Pero su muerte ya estaba anunciada. No es casual que nos omitan su muerte: el fuera de campo, permanente amenaza, lo ha hecho desaparecer, la nada de la que pretendía huir, lo ha devuelto a ese desierto de la invisibilidad del que quería liberarse, como el rostro final del sheriff (quien, precisamente, es testigo de cómo huye la furgoneta que conducen los que han atentado contra Llewelyn), ya ha quedado demudado en una ausencia en vida: no hay hogar posible, sólo la intemperie de la imprevisible amenaza de la violencia. El cuerpo visible deviene espectro.

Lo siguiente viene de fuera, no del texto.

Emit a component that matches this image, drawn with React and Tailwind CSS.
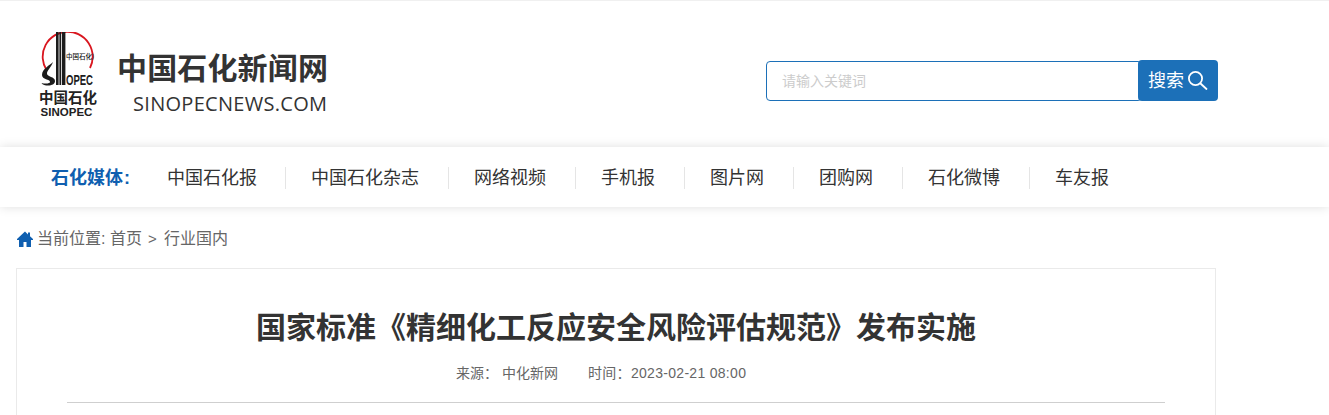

No es país para viejos, adaptación de la homónima novela de Cormac MacCarthy, es una narración definida por su gradual extrañamiento, como si nos internáramos en un ominoso paisaje lunar, en el que un alienígena, de expresión desorbitada permanente, Chirguth, se desplaza con un arma que sacrifica ganado, en busca de una víctima que puede ser cualquiera. Depende de con quién se cruce y, en ocasiones, de lo que dicte una moneda. La narración, abstracción abisal, se caracteriza por una atmósfera vital tan agreste como los paisajes en los que parecen incrustados los personajes, como insectos que parecieran intentar sacudirse el ámbar que les atrapa.